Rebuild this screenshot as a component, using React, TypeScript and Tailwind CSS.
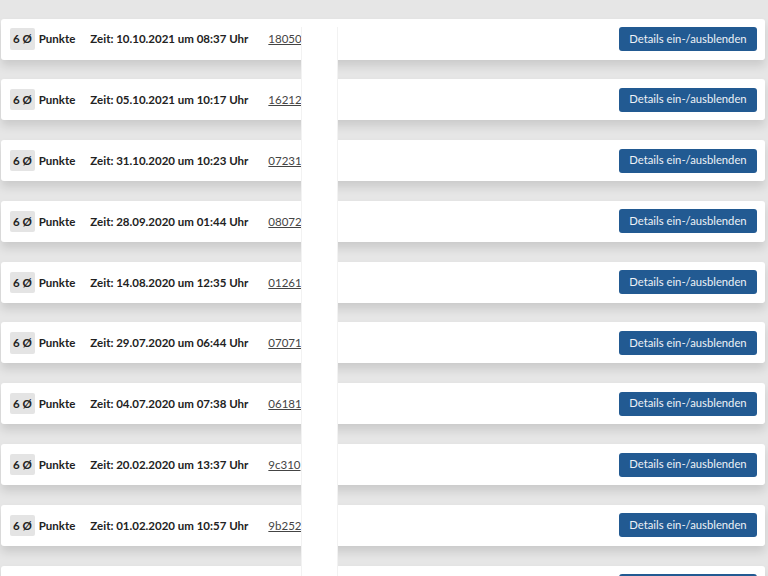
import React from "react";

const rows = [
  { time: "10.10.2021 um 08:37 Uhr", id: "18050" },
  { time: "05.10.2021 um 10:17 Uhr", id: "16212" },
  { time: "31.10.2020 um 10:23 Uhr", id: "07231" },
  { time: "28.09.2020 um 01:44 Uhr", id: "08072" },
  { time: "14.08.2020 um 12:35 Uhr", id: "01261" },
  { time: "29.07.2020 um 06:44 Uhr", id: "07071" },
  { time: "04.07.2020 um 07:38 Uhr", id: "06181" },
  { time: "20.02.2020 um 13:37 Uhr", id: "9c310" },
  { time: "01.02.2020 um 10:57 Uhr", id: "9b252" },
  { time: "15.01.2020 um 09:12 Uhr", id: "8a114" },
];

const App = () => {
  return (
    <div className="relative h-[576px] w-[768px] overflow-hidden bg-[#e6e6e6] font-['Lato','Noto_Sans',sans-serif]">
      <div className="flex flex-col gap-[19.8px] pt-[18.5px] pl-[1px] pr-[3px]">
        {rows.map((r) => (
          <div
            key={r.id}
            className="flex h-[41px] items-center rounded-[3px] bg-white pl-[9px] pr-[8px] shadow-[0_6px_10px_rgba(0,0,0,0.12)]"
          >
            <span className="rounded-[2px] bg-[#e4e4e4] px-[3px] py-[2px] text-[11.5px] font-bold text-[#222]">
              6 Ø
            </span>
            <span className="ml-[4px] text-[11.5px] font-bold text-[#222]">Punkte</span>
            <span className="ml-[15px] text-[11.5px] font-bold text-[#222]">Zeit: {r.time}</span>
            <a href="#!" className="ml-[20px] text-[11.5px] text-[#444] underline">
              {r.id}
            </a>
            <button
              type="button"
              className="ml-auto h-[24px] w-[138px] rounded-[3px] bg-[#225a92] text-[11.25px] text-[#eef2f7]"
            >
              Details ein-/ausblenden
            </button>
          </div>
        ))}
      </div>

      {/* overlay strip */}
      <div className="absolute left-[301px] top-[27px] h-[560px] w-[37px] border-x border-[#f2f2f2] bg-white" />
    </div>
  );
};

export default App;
::::::
__Work required__.
Up to and including the line with "import React from", copy the data above from its first line. Skip pictures.

__Written solution__.
Rebuild this screenshot as a component, using React, TypeScript and Tailwind CSS.
import React from "react";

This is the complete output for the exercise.